Question

What are the vertical and horizontal asymptotes of f (x) = StartFraction 2 x Over x minus 1 EndFraction?

horizontal asymptote at y = 0, vertical asymptote at x = 1
horizontal asymptote at y = 2, vertical asymptote at x = 1
horizontal asymptote at y = 1, vertical asymptote at x = 0
horizontal asymptote at y = 1, vertical asymptote at x = 2

Answer 1

It's B

Explanation:

took the test, hope this helps!

Answer 2

horizontal asymptote at y = 2, vertical asymptote at x = 1

Explanation:

We are given the following function:

`f(x) = (2x)/(x - 1)`

Horizontal asymptote:

The horizontal asymptote of a function is the limit of the function as the input, in this case x, goes to infinity. When we want to find the limit of x going to infinity of a fraction we consider the term with the largest exponent on both the numeration and the denominator.
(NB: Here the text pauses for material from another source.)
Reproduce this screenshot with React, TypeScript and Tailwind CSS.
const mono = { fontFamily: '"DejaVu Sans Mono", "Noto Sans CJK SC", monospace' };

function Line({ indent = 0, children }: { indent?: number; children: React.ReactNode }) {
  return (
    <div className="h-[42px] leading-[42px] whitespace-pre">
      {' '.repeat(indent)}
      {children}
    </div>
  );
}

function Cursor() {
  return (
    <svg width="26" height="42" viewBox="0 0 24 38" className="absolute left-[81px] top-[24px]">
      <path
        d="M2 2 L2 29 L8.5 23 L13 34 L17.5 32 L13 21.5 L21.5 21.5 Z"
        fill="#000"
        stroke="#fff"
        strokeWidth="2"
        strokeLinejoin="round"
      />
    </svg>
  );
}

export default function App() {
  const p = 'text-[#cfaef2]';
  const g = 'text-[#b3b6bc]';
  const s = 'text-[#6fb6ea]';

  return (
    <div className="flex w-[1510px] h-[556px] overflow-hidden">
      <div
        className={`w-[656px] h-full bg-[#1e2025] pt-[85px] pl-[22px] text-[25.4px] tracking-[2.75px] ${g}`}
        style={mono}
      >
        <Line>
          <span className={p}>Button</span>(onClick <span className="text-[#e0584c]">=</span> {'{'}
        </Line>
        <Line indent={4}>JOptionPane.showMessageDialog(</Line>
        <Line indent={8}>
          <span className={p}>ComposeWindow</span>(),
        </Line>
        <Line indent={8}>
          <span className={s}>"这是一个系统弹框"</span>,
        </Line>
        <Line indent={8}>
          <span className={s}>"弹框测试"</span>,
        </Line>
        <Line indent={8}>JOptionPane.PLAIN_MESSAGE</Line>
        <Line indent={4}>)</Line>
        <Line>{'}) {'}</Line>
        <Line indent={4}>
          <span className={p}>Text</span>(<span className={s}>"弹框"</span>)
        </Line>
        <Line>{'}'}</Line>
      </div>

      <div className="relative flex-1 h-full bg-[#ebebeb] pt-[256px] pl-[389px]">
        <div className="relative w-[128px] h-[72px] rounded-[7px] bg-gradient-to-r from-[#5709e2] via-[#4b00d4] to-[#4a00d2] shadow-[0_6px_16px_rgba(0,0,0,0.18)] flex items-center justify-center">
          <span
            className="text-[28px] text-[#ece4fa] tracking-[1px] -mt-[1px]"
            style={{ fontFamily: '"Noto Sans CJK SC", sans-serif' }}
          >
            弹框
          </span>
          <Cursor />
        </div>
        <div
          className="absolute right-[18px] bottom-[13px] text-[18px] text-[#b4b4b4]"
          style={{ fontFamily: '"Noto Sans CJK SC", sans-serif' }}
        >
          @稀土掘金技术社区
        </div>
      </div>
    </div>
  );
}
So

`\lim_(x \rightarrow \infty) (2x)/(x - 1) = \lim_(x \rightarrow \infty) (2x)/(x) = \lim_(x \rightarrow \infty) 2 = 2`

So there is a horizontal asymptote at y = 2

Vertical asymptote:

Vertical asymptotes happens at points outside the function domain.

In this question, we have a fraction, in which the denominator cannot be 0. So

`x - 1 = 0 \rightarrow x = 1`

Thus, there is a vertical asymptote at x = 1.

The correct option is:

horizontal asymptote at y = 2, vertical asymptote at x = 1